There’s no denying that Donald Trump’s return to the presidency has been eventful. No other president has issued as many executive orders as second-term Trump in their first 100 days of office. Of course, it can be hard to keep track of all the changes that have taken place. This is a recap of the policies that Trump has implemented and what they mean for you.
Tariffs
Tariffs—his “favorite word,” according to himself—have been a mainstay of Trump’s second presidency. A tariff is a tax charged when importing foreign goods; by raising the prices of goods made abroad, Trump hopes to increase the purchase and manufacturing of American goods and potentially generate more revenue.
Trump first introduced tariffs on Canada and Mexico, initially placing a 25% tariff (charging 25% of the original value of an imported good) on imports from these two countries, but has since narrowed it down to non-USMCA-compliant goods. These tariffs remain in effect, and in response, both countries have started levying reciprocal tariffs.
In March, Trump introduced tariffs on cars, aluminium, and steel. However, he has modified this to grant manufacturers some reprieve. A few days later, on April 2 (dubbed “Liberation Day”), Trump introduced a 10% baseline tariff for all countries (excluding Canada and Mexico), along with higher tariffs for select countries. Trump paused the targeted tariffs for 90 days for all countries except China, which imposed a retaliatory tariff before the pause was announced. He then escalated the trade war with China, raising tariffs with the country to 145%, and closed the de minimis exception that allowed for goods less than $800 to not be subjected to customs and tariffs. While he scaled back the tariffs with China following negotiations, the 30% baseline tariff and the closure of de minimis remains.

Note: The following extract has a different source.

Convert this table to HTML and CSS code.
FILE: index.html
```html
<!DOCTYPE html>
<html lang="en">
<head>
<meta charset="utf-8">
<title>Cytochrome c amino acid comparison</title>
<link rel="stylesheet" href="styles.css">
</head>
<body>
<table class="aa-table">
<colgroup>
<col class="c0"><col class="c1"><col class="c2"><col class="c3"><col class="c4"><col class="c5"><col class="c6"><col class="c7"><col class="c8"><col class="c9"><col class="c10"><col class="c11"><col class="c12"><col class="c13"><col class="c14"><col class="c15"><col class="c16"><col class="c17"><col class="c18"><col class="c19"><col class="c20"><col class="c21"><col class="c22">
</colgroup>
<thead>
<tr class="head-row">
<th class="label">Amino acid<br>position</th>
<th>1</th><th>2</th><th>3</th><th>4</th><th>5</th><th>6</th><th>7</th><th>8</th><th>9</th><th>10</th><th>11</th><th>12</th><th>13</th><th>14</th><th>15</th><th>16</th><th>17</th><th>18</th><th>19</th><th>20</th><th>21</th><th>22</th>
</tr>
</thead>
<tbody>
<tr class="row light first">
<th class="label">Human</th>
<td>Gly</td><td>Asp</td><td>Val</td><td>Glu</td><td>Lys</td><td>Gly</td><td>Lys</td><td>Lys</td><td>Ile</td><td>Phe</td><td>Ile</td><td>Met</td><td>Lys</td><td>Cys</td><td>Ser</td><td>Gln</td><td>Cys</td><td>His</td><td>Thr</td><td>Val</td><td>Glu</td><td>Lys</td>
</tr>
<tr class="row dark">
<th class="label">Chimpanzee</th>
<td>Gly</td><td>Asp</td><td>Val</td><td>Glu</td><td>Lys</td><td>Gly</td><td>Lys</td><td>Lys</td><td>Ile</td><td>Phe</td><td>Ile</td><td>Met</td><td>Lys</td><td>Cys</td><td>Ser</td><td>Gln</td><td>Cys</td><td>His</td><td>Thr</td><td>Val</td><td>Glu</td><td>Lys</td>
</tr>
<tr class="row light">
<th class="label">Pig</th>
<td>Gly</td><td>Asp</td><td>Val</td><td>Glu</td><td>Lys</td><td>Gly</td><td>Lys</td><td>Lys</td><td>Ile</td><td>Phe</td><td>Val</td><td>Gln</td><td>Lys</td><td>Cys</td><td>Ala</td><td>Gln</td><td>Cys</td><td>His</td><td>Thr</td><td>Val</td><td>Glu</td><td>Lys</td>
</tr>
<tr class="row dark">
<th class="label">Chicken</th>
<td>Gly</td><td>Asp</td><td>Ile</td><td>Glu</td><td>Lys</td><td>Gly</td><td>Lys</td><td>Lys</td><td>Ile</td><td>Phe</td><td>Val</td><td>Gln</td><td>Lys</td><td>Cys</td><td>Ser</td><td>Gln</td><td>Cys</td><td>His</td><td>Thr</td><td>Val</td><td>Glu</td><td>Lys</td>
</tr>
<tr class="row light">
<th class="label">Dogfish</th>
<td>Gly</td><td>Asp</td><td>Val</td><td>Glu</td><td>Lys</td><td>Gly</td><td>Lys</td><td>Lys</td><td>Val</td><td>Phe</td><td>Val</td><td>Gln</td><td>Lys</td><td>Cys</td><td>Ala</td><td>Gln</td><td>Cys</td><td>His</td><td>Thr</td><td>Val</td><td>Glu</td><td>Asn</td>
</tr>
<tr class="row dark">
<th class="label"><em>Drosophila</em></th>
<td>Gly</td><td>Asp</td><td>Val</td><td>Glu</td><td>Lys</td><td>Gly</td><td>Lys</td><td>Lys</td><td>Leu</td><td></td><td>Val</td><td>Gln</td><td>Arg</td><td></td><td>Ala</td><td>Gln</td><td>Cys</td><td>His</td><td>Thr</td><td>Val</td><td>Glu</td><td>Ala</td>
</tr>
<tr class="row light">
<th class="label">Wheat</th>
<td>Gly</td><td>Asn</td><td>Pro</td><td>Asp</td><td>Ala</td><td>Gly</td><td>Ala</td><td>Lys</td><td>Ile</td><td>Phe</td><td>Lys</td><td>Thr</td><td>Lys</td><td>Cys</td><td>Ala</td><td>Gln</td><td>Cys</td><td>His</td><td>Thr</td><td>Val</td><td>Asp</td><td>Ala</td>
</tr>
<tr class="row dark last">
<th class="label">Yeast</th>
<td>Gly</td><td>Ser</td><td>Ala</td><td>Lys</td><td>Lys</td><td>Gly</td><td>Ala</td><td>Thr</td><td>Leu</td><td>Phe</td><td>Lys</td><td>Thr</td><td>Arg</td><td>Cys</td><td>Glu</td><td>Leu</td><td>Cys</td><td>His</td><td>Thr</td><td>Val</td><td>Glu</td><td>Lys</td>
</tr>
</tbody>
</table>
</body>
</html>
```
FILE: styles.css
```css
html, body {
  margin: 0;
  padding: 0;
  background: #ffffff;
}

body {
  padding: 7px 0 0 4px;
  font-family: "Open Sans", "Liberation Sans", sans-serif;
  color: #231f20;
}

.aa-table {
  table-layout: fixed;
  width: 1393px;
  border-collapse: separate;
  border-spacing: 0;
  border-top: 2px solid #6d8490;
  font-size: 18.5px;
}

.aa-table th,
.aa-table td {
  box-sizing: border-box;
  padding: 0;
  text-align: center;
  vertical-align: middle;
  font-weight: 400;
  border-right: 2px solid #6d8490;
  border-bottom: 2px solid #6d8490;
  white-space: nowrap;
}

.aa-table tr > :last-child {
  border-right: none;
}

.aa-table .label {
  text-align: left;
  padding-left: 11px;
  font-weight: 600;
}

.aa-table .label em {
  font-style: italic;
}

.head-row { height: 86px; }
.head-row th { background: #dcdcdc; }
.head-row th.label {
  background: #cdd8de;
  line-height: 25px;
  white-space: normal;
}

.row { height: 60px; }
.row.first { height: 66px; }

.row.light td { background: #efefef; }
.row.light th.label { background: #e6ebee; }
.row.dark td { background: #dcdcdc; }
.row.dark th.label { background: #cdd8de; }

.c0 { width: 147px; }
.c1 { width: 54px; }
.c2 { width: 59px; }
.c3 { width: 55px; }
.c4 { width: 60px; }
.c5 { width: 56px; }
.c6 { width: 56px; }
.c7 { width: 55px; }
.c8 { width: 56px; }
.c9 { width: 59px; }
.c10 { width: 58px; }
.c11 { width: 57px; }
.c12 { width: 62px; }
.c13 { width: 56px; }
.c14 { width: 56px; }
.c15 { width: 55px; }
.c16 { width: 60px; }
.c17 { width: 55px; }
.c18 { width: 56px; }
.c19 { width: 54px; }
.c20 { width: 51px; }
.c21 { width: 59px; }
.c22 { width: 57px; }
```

The tariffs have received large amounts of criticism, and even some Republicans have questioned them. Don Bacon, who represents Omaha’s congressional district, spoke out against them and backed symbolic efforts to curtail the president’s authority over tariffs. The tariffs have also generated fears of a recession, a prospect that Trump has acknowledged; indeed, economic growth was negative during the first quarter of 2025. Despite these concerns, Trump has remained firm in his belief that tariffs will create jobs in America and ultimately ensure prosperity.

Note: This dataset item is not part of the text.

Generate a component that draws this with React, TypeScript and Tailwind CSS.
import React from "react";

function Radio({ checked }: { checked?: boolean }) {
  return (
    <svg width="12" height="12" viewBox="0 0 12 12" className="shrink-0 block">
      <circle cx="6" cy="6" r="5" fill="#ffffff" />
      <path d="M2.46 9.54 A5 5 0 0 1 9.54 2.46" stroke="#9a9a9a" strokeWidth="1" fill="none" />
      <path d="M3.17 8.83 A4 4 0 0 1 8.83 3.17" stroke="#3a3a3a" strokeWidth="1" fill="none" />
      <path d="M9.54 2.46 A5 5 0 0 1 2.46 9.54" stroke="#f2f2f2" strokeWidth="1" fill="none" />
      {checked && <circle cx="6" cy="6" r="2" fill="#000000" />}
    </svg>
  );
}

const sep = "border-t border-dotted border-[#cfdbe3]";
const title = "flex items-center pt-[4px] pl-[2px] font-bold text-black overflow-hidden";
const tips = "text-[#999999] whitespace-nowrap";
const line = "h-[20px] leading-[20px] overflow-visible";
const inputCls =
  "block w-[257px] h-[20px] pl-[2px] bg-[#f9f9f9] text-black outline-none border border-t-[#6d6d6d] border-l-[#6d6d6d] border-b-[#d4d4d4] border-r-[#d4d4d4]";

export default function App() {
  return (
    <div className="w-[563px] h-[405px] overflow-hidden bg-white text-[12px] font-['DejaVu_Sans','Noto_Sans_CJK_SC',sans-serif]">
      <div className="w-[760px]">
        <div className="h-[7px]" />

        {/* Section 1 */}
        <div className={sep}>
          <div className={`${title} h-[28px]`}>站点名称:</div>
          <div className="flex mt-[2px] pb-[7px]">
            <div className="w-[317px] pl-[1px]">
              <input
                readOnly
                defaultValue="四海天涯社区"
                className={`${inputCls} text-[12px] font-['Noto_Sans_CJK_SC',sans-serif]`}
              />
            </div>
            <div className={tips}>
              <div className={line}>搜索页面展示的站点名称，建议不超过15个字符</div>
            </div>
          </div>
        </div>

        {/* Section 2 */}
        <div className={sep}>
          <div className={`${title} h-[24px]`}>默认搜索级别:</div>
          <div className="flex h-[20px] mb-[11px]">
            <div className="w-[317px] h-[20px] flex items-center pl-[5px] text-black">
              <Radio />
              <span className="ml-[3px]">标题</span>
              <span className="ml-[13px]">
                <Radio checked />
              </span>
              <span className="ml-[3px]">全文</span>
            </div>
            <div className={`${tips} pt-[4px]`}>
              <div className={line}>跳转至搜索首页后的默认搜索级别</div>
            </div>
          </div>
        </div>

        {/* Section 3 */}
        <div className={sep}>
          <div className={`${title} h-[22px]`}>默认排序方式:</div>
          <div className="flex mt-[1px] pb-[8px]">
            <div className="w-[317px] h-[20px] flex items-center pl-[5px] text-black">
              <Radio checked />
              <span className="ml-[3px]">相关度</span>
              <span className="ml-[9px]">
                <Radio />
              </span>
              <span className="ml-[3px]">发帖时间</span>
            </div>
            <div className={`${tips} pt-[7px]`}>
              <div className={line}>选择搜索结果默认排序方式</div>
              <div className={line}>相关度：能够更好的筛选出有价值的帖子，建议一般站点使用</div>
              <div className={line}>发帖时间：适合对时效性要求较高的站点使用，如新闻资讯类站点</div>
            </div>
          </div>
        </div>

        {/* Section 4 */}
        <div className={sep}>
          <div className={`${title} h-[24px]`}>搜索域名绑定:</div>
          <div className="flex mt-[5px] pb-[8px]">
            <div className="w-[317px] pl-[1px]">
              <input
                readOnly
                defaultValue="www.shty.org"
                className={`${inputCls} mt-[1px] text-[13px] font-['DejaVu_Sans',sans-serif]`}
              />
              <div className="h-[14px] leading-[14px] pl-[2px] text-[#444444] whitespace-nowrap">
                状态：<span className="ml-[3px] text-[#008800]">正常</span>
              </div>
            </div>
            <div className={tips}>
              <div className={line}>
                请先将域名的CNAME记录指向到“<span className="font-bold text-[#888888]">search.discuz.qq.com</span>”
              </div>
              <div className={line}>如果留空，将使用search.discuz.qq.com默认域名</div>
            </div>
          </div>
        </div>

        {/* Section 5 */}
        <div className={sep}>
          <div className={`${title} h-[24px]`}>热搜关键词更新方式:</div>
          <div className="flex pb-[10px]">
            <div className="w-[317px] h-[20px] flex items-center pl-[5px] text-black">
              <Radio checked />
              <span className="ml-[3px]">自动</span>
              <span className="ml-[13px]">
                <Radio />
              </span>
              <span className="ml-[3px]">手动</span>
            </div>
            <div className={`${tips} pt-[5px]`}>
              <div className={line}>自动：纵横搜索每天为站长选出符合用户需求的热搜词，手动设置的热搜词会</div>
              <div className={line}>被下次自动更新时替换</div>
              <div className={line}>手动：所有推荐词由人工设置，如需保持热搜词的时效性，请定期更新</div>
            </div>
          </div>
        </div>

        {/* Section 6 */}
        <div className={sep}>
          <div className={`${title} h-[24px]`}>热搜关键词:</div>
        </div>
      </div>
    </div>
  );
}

The effects of the tariffs will not be immediate. Many goods have stockpiles, and it could be weeks or months before they run out. However, it is undeniable that prices will, at least in the short term, rise. For consumers, sites like Temu and Shein will be the hardest hit. These apps thrive on cheap imports from China and have taken great advantage of de minimis. With the closure of the exception and the higher prices, their entire business model may be in jeopardy.
DEI:
If “tariff” is Trump’s favorite word, then his least favorite is likely “DEI,” referring to diversity, equity, and inclusion programs designed to promote the status of minorities. A vocal critic of it during his presidential campaign, Trump asserts that it promotes discrimination and wastes money. He has since shuttered federal offices and ended contracts related to DEI. The impact of Trump’s anti-DEI campaign, however, extends beyond the federal government. Through a combination of indirect pressure and threats, many companies and universities have closed their diversity offices. Walmart, for example, ended all DEI programs in November, right after Trump was elected. There have even been local effects: in late February, the University of Nebraska-Omaha completely closed its DEI office.

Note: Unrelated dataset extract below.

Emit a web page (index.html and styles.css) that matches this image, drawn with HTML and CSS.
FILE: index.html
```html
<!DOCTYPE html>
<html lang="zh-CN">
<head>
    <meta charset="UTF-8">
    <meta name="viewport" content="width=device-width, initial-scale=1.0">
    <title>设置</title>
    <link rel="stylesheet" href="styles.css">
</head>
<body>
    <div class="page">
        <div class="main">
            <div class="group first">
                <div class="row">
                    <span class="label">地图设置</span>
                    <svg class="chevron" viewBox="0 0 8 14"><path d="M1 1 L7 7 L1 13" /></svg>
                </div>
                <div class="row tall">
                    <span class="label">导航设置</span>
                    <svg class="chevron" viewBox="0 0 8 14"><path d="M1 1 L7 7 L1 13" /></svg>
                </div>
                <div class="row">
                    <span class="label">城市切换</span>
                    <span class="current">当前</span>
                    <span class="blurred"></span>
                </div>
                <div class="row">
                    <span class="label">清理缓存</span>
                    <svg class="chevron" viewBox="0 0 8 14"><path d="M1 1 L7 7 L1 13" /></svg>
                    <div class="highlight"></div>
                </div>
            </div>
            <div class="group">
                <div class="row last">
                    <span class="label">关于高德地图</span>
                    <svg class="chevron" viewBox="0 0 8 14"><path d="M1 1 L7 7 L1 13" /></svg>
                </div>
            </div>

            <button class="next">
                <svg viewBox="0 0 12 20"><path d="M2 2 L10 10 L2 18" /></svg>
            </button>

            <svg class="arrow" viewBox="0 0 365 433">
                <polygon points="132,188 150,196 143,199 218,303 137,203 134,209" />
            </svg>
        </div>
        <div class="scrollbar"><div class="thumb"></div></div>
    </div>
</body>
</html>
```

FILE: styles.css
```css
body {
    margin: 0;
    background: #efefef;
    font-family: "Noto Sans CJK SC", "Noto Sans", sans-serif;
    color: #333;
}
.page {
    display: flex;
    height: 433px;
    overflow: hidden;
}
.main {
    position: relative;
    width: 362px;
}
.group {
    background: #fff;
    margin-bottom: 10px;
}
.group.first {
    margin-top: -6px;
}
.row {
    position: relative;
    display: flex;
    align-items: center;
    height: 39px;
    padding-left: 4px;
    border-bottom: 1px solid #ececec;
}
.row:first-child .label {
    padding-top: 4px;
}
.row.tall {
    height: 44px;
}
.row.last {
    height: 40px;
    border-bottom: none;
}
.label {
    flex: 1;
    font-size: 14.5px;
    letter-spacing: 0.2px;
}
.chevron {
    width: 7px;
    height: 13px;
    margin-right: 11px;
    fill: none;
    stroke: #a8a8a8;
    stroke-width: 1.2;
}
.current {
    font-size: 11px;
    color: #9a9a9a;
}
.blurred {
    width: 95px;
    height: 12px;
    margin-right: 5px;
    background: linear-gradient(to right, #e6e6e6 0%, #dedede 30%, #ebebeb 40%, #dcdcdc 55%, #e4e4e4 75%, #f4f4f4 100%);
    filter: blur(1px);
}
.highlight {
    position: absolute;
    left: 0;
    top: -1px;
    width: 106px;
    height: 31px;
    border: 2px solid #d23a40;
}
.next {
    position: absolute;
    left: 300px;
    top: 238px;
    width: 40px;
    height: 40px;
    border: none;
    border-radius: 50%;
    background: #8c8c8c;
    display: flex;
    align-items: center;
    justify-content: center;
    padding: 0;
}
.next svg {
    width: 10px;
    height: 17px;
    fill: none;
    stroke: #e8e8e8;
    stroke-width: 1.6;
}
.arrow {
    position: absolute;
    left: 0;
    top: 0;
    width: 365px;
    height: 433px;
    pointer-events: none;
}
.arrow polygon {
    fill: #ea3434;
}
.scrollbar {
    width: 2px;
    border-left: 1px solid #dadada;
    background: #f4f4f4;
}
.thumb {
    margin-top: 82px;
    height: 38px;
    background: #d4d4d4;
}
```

Diversity, equity, and inclusion programs were bolstered by Biden, who issued executive orders promoting such policies. Trump’s efforts to roll them back have faced considerable legal opposition from liberals, who argue that they help to ensure minorities are treated fairly and have equal opportunities. The strongest opposition has come from Harvard, which rejected a letter from the Trump administration threatening to withdraw federal funding on the grounds of its support for DEI programs.
Federal Cuts:
Another key component of Trump’s second term has been cutting federal jobs. Championed by Republicans as a way to eliminate waste and redistribute money back into the public, virtually every department has been affected. One of the most impacted has been the National Park Service (NPS), with around 1,000 NPS workers laid off.
NPS is a federal agency responsible for maintaining public lands and national parks. The National Park Service is unique among American agencies as it is one of the few governmental services that generates a profit; in 2024, it turned its $3.5 billion budget into $55.6 billion. Republicans have praised these cuts, hoping that they will eliminate unnecessary funding and redistribute the money back into the American public. However, Democrats are fearful that these cuts could lead to national parks falling into disrepair and lead to the government losing money.
Workers of the National Park Service maintain public lands and do activities like conservation, educating visitors, and ensuring safety. Most of these workers laid off were probationary workers, meaning that they recently started working at a park (or were recently transferred there). These workers will be largely replaced by seasonal workers hired for the busy season. However, delays in hiring could lead to a major staffing shortage, fueling worries about the layoffs.
For the most part, the layoffs have not yet significantly altered visitors’ experience. Some parks, such as the Florissant Fossil Beds National Monument, have closed on certain days, and parks across the country have delayed reservations. For park visitors, you should ensure you bring essential supplies (as per usual).
Conclusion: It remains to be seen whether or not history will remember President Trump as an American hero or a demagogue. However, one fact is for certain: his presidency has been full of changes.